The rights and safety of workers are of paramount concern to Judaism. In Deutoronomy 24:15, the Torah states: You shall not oppress a hired worker that is poor and needy, whether he is your brother, or a strangers that are in your land, within your gates." Let's say for the sake of argument that the Chinese workers who make the iPhone are indeed oppressed, and that Apple has committed a wrong: what do responsibility do I have? As a consumer, am I culpable as well?
The Talmud, Tractace Gittin page 45a contains this interesting insight: "It is not the mouse (that steals the food) that is the thief, but rather the hole (where the mouse can hide) that is the thief." Meaning, if there were no place to bring the stolen goods, there would be no theft. Perhaps we can extend this ethic to the iPhone - if there were no market to buy unethically produced iPhones, there would be no unethical production of the iPhone.
The Sefer HaChinuch, a medieval commentator who lists and explains the 613 mitzvot (command/good deed/God-connections) found in the Torah, takes this idea further. He writes the following about the 429th mitzvah -- to avoid benefiting from idolatry:
And within the commandment is that one should not attach to his own money, which God graced him with, the money of another which was gained through theft, violence or exploitation, or from any disgusting element, because all of these are included in the elements of idol worship.
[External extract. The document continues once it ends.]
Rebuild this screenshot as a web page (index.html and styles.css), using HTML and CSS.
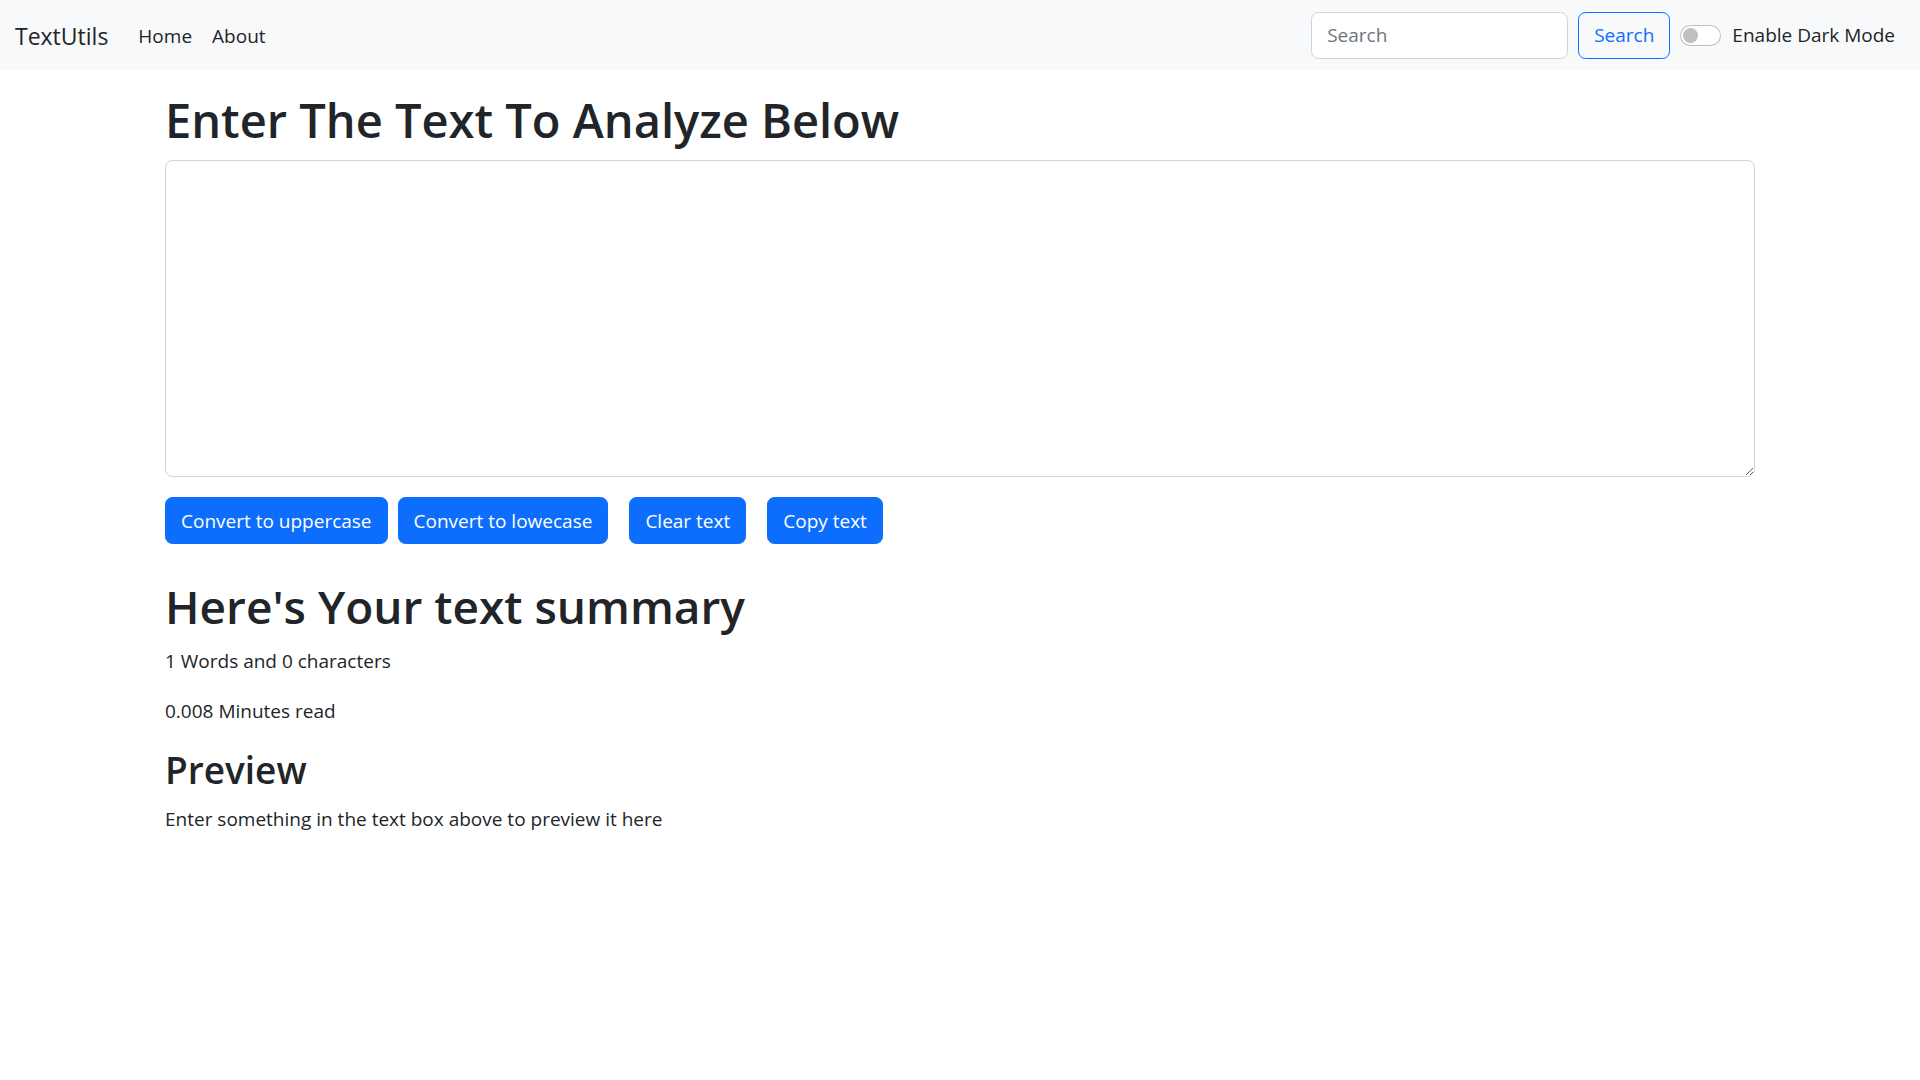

In a powerful move, the Chinuch equates idol worship, the worst spiritual mistake you can make in Judaism, with benefiting financially from exploitation. If the workers who made my iPhone were exploited, and I am benefiting from this, am I guilty of idol worship? Heavy stuff. And not the kind of thing most of us want to think about when we are checking email or playing Words with Friends.
But we cannot turn away. The SumofUS petition continued:
"In many cases, people literally are dying while making Apple products. Reporters have documented cases of deadly explosions at iPad factories, and repeated instances of employees dying of exhaustion after working 30 to 60 hour shifts. In some of the factories Apple contracts with, so many employees have attempted suicide that management installed nets to prevent employees from dying while jumping off building ledges. Can Apple do this? Absolutely. Apple is the richest company in the world, posting a profit margin for the last quarter of 44.1 percent yesterday. They're sitting on $100 billion in the bank. According to an anonymous Apple executive quoted in The New York Times, all Apple has to do is demand it, and it'll happen -- "Suppliers would change everything tomorrow if Apple told them they didn't have another choice."
Judaism teaches a powerful ethic of responsibility. We can not sit idly by as the blood of our neighbor, or the blood of the worker who makes the products we depend on, spills. Even if we don't know the way forward, we are called to protest. The Talmud, in tractate Shabbat, says:
"He who has the power to protest against wrong in his house and does not do so, is responsible for the transgressions of every one in his house. In the city, he is responsible for the transgressions of every one of the inhabitants of the city; in the whole world, he held responsible for the transgressions of the whole world."
Thanks to the work of SumofUs and Change.org, among others, thousands of consumers with conscience have spoken up and demanded change. And change has begun -- Apple is undergoing an independent audit of the factories that produce its components, and Foxconn, a key company in Apple's supply chain, just announced that wages would go up for its workers and overtime abuses would be curtailed.
So, is the iPhone kosher? Let's continue do everything we can to make sure it is.